James Clark on JSON vs. XML
April 9, 2007
James Clark on JSON vs. XML:
It’s not surprising that XML is unappealing to a generation of programmers who are coming to it fresh, without making allowances for how it got to be this way.
I’m too old to be part of this generation, but the same can be said for a whole lot of technologies, including Java, J2EE, Web services … what may have been a good excuse for their warts when they were new is often not convincing anymore today.
Another nice quote:
A range of powerful supporting technologies have been developed for XML. Naturally I have a fondness for the ones that I had a role in developing: XPath, XSLT, RELAX NG. I also can see a lot of value in XPath2, XSLT2 and XQuery. On some days, if I’m in a particularly good mood and I try really hard, I can see value in XSD.
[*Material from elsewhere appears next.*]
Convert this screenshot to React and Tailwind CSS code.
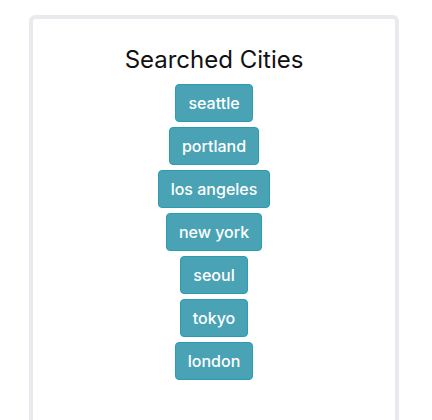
const cities = ["seattle", "portland", "los angeles", "new york", "seoul", "tokyo", "london"];

export default function App() {
  return (
    <div className="min-h-[420px] bg-white pl-[29px] pr-[33px] pt-[15px] font-['Inter','Liberation_Sans',sans-serif]">
      <div className="h-[420px] rounded-[6px] border-4 border-b-0 border-[#e9eaee] pt-[26px]">
        <h2 className="mb-[10px] text-center text-[24px] leading-[29px] font-normal text-[#111]">Searched Cities</h2>
        <div className="flex flex-col items-center gap-[5px]">
          {cities.map((city) => (
            <button
              key={city}
              className="h-[38px] rounded-[4px] border border-[#2b9db1] bg-[#4aa3b5] px-3 text-[16px] leading-6 font-medium text-white"
            >
              {city}
            </button>
          ))}
        </div>
      </div>
    </div>
  );
}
The one thing I don’t happen to agree with (he writes this with regards to JSON):
Some important datatypes are missing. In particular, I think support for binary data (XSD base64Binary or hexBinary) is critical.
What’s the use case that can’t be solved by just referencing the binary content, preferably using some widely known way to identify things?
About
This page contains a single entry from Stefan Tilkov's Random Stuff posted on April 9, 2007 10:23 PM. The previous post in this blog was Blogger's Code of Boring Irrelevance. The next post in this blog is On Slides. Many more can be found on the main index page or by looking through the archives.
Comments
The one that pops to mind is encrypted content. Still, Base64 is just a special case of a string, and as you mentioned, for some things (especially large binary objects), you’ll probably be better off handing off a link and using HTTP to retrieve it.
Posted by: Gordon Weakliem at April 10, 2007 12:08 AM | link
What’s one case when referencing doesn’t help? Packaging. The receiver endpoint may not be able/willing to resolve (arbitrary) URIs, or network may be unavailable at time of processing.
Gordon, check http://www.w3.org/TR/xop10/ for a way of optimizing the base64 away from XML.
Posted by: Jacek at April 10, 2007 11:18 AM | link
One thing I forgot - one can sometimes also use URIs from the data: scheme - base64 supported, any media type, data right there in the URI.